Problem to solve: Reproduce the material below line by line, beginning with its first line and ending with the line that contains "import React from"; leave out pictures.

================

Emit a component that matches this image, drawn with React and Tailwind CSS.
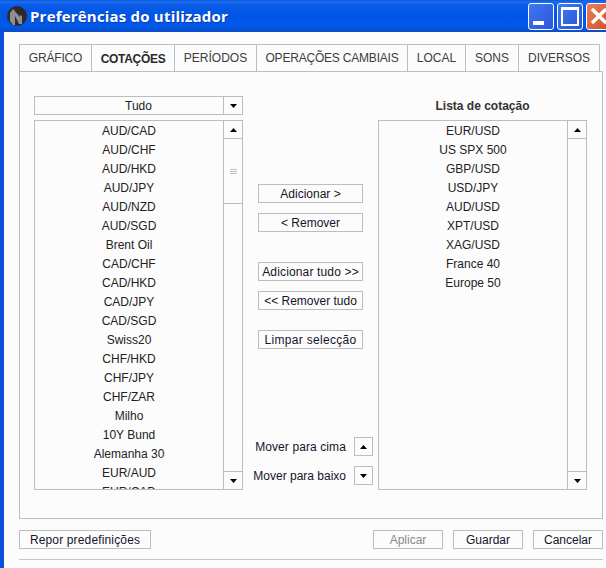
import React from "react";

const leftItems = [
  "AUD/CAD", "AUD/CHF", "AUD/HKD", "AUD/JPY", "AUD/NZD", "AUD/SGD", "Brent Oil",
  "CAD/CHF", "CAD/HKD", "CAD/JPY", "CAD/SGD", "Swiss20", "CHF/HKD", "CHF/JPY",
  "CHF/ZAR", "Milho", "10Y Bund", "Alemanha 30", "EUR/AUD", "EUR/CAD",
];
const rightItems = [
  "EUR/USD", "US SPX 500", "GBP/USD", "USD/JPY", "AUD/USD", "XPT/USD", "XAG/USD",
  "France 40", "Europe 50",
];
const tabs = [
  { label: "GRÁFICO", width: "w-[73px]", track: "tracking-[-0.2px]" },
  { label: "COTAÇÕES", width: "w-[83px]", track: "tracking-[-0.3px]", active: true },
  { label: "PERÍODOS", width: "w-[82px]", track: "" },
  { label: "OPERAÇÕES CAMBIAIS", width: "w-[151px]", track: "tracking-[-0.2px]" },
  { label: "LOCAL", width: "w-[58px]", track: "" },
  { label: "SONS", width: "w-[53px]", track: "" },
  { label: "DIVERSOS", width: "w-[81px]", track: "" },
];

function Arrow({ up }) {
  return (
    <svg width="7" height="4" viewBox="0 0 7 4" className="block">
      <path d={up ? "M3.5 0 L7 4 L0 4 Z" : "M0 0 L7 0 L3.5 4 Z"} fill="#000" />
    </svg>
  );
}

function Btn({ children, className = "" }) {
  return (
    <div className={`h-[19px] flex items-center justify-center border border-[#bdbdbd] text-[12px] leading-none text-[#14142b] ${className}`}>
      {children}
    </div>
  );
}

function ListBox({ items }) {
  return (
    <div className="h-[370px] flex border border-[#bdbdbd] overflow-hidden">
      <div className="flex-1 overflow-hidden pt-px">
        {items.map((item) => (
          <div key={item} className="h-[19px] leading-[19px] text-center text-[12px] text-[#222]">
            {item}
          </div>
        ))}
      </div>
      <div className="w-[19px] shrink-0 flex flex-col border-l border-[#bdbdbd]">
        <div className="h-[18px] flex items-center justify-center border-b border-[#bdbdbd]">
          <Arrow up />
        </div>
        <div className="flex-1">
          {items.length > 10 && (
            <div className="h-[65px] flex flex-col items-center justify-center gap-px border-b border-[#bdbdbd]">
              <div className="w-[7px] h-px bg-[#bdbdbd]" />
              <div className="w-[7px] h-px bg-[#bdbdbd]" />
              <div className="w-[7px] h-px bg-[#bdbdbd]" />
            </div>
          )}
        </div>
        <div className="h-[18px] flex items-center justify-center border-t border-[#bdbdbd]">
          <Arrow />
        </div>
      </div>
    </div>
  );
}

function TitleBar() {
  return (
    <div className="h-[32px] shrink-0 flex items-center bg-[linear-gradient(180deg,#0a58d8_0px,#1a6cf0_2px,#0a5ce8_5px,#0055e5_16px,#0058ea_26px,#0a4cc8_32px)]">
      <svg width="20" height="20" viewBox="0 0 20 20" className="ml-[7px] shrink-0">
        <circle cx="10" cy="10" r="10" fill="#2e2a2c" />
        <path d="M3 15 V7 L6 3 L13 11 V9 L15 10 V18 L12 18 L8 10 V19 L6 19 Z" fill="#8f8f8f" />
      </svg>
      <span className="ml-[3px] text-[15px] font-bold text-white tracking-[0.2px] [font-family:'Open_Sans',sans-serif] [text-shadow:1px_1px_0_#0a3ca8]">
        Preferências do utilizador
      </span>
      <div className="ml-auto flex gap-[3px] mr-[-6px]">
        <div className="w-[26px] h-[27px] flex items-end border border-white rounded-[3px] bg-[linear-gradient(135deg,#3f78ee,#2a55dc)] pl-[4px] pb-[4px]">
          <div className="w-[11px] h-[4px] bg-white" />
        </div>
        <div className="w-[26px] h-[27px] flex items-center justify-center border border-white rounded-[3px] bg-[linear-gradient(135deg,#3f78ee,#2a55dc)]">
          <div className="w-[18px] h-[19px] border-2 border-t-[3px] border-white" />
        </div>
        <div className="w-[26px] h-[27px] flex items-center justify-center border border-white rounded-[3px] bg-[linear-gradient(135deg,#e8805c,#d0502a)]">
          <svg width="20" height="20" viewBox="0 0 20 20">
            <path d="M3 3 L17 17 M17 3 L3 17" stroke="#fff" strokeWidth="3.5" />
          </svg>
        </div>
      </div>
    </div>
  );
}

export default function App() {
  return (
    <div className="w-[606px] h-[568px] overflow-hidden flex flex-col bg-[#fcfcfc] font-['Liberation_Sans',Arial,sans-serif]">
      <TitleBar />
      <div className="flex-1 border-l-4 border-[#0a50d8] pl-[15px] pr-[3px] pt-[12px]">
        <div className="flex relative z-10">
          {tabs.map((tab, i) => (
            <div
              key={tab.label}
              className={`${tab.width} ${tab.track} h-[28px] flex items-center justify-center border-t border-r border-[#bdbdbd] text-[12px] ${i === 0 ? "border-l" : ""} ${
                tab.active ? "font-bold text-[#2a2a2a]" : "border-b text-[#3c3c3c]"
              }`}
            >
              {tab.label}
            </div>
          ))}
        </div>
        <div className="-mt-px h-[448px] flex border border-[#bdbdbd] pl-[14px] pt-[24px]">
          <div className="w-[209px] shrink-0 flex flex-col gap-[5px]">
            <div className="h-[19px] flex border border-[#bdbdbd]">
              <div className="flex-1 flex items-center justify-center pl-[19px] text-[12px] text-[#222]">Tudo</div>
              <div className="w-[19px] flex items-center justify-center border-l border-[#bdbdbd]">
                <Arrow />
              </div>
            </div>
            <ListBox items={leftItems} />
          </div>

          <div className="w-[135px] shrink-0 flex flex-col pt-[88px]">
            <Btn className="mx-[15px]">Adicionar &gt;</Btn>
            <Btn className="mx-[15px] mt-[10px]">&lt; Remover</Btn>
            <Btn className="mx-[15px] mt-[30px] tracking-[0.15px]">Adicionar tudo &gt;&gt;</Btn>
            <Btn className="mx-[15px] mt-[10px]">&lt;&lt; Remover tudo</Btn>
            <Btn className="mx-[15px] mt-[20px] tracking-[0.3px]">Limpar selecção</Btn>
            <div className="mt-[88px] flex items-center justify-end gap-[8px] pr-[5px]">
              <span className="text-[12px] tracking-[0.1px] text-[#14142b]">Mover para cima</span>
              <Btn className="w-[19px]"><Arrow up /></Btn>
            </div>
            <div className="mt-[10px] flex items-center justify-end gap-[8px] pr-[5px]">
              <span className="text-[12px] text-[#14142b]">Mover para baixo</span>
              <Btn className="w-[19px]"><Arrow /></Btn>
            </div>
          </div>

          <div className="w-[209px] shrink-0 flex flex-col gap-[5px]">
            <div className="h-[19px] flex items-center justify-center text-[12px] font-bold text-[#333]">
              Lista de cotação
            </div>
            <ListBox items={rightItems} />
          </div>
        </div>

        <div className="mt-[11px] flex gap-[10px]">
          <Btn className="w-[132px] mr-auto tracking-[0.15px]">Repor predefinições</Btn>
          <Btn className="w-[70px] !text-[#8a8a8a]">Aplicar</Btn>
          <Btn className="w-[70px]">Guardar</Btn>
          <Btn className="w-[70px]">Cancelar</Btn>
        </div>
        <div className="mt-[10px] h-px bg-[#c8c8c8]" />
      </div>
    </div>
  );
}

================

Solution to this problem:
Emit a component that matches this image, drawn with React and Tailwind CSS.
import React from "react";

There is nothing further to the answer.